Del resto, una situazione di questo tipo si pone in rotta di collisione con il diritto costituzionale di cui all’art. 24 Cost.

L’esito non muta in relazione ai procedimenti fallimentari: sebbene le esigenze di speditezza sottese agli stessi diano ragione di una semplificazione del procedimento notificatorio tratteggiato dalla Legge fallimentare all’art. 15, comma 3, il principio in questione non può dirsi per ciò solo derogabile, come correttamente ribadisce la Cassazione nel caso in commento.

Ci si può chiedere, ulteriormente, quale sia il dovere del giudice che riconosca la nullità in questione in sede di appello: secondo un primo orientamento, questi dovrebbe limitarsi a una decisione sul rito, annullando la sentenza di primo grado senza alcuna pronuncia sul merito; mentre secondo una diversa opzione interpretativa, il giudice d’appello dovrebbe applicare analogicamente l’art. 354, rimettendo gli atti al giudice di primo grado, perché provveda alla sanatoria (nel nostro caso, alla nomina di un curatore speciale ad processum).

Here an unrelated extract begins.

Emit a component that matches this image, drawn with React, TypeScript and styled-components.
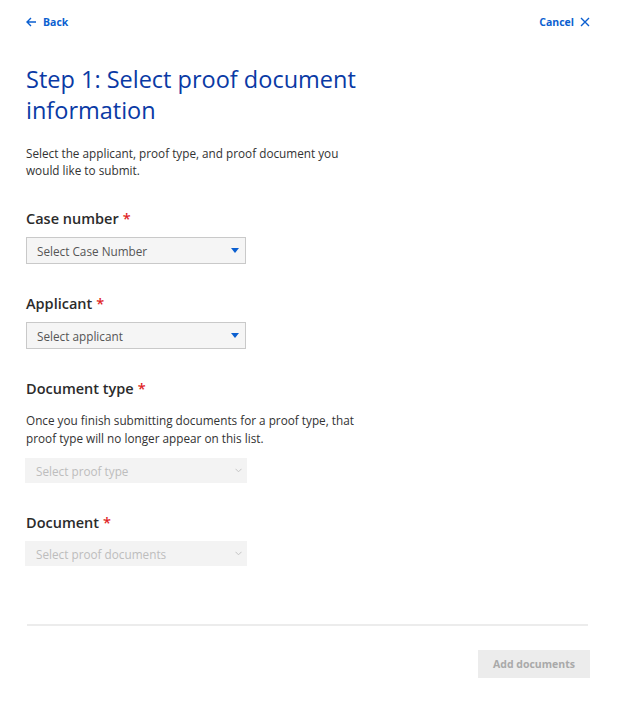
import React from 'react'
import styled, { createGlobalStyle } from 'styled-components'

const GlobalStyle = createGlobalStyle`
  body {
    margin: 0;
    background: #ffffff;
    font-family: 'Open Sans', 'Noto Sans', sans-serif;
    color: #333333;
  }
`

const Page = styled.div`
  padding: 13px 34px 24px 26px;
`

const TopBar = styled.div`
  display: flex;
  justify-content: space-between;
  align-items: center;
  height: 18px;
`

const NavLink = styled.a`
  display: flex;
  align-items: center;
  gap: 6px;
  font-size: 10.5px;
  font-weight: 700;
  color: #0b5fd0;
  text-decoration: none;
  cursor: pointer;
`

const Title = styled.h1`
  margin: 33px 0 0;
  max-width: 350px;
  font-size: 23.5px;
  font-weight: 400;
  line-height: 31px;
  color: #0a3aa5;
`

const Intro = styled.p`
  margin: 19px 0 0;
  max-width: 340px;
  font-size: 11.75px;
  line-height: 17px;
  color: #333333;
`

const Field = styled.div<{ $gap: number }>`
  margin-top: ${(p) => p.$gap}px;
`

const Label = styled.div`
  font-size: 14.5px;
  font-weight: 600;
  color: #2b2b2b;
  line-height: 22px;
`

const Required = styled.span`
  color: #e01f26;
  margin-left: 4px;
`

const Help = styled.p`
  margin: 11px 0 0;
  max-width: 340px;
  font-size: 11.75px;
  line-height: 18px;
  color: #333333;
`

const SelectBox = styled.div<{ $disabled?: boolean; $top: number }>`
  display: flex;
  align-items: center;
  justify-content: space-between;
  box-sizing: border-box;
  margin-top: ${(p) => p.$top}px;
  margin-left: ${(p) => (p.$disabled ? '-1px' : '0')};
  width: ${(p) => (p.$disabled ? '222px' : '220px')};
  height: ${(p) => (p.$disabled ? '25px' : '27px')};
  padding: 0 ${(p) => (p.$disabled ? '5px' : '6px')} 0 ${(p) => (p.$disabled ? '11px' : '10px')};
  background: ${(p) => (p.$disabled ? '#f3f3f3' : '#f5f5f5')};
  border: ${(p) => (p.$disabled ? 'none' : '1px solid #c9c9c9')};
  font-size: 11.75px;
  color: ${(p) => (p.$disabled ? '#bdbdbd' : '#555555')};
`

const Divider = styled.hr`
  margin: 58px 2px 0 1px;
  border: none;
  border-top: 2px solid #ececec;
`

const Footer = styled.div`
  display: flex;
  justify-content: flex-end;
  margin-top: 24px;
`

const PrimaryButton = styled.button`
  width: 112px;
  height: 28px;
  border: none;
  background: #ececec;
  color: #a9a9a9;
  font-family: 'Open Sans', 'Noto Sans', sans-serif;
  font-size: 10.5px;
  font-weight: 700;
`

const Caret = () => (
  <svg width="8" height="5" viewBox="0 0 8 5">
    <path d="M0 0 H8 L4 5 Z" fill="#0b5fd0" />
  </svg>
)

const Chevron = () => (
  <svg width="7" height="5" viewBox="0 0 7 5">
    <path d="M0.5 0.8 L3.5 3.8 L6.5 0.8" fill="none" stroke="#c4c4c4" strokeWidth="1" />
  </svg>
)

const fields = [
  { label: 'Case number', placeholder: 'Select Case Number', gap: 29 },
  { label: 'Applicant', placeholder: 'Select applicant', gap: 29 },
]

export default function App() {
  return (
    <>
      <GlobalStyle />
      <Page>
        <TopBar>
          <NavLink>
            <svg width="11" height="10" viewBox="0 0 11 10">
              <path d="M10 5 H1.5 M5 1 L1 5 L5 9" fill="none" stroke="#0b5fd0" strokeWidth="1.4" />
            </svg>
            Back
          </NavLink>
          <NavLink>
            Cancel
            <svg width="10" height="10" viewBox="0 0 10 10">
              <path d="M1 1 L9 9 M9 1 L1 9" fill="none" stroke="#0b5fd0" strokeWidth="1.4" />
            </svg>
          </NavLink>
        </TopBar>

        <Title>Step 1: Select proof document information</Title>
        <Intro>Select the applicant, proof type, and proof document you would like to submit.</Intro>

        {fields.map((f) => (
          <Field key={f.label} $gap={f.gap}>
            <Label>
              {f.label}
              <Required>*</Required>
            </Label>
            <SelectBox $top={7}>
              {f.placeholder}
              <Caret />
            </SelectBox>
          </Field>
        ))}

        <Field $gap={29}>
          <Label>
            Document type
            <Required>*</Required>
          </Label>
          <Help>
            Once you finish submitting documents for a proof type, that proof type will no longer appear on this list.
          </Help>
          <SelectBox $disabled $top={11}>
            Select proof type
            <Chevron />
          </SelectBox>
        </Field>

        <Field $gap={29}>
          <Label>
            Document
            <Required>*</Required>
          </Label>
          <SelectBox $disabled $top={7}>
            Select proof documents
            <Chevron />
          </SelectBox>
        </Field>

        <Divider />
        <Footer>
          <PrimaryButton disabled>Add documents</PrimaryButton>
        </Footer>
      </Page>
    </>
  )
}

Nel caso posto all’attenzione della Corte con la decisione esaminata, peraltro, il difetto del presupposto processuale inerente l’invalidità della vocatio in ius nei confronti di una parte del processo prefallimentare,  secondo i giudici di legittimità, avrebbe dovuto comportare  – in quanto accertato in fase di reclamo alla sentenza dichiarativa di fallimento – la rimessione del giudizio al primo grado, sulla scorta della seconda ipotesi di cui all’art. 354 c.p: poiché le parti del processo prefallimentare dovevano ritenersi avvinte da un litisconsorzio necessario.

 

In conclusione, si può sottolineare che anche laddove non sia applicato l’art. 78 c.p.c., in caso di invalidità della vocatio in ius della società, può accadere che, sopravvenendo nel corso del giudizio la nomina del suo amministratore, la parte si costituisca in giudizio: in tal caso dovrebbe trovare applicazione la disposizione dell’art. 294 c.p.c., che consente al contumace, al momento di costituirsi in giudizio, di chiedere al giudice il compimento di attività che gli sarebbero precluse, nel caso in cui dimostri che la nullità dell’atto di citazione gli ha impedito di avere conoscenza del processo ovvero che la costituzione gli è stata impedita da causa a lui non imputabile.

In tale ultima situazione dovrebbe pertanto escludersi che la nullità consumata si riverberi sull’intero giudizio.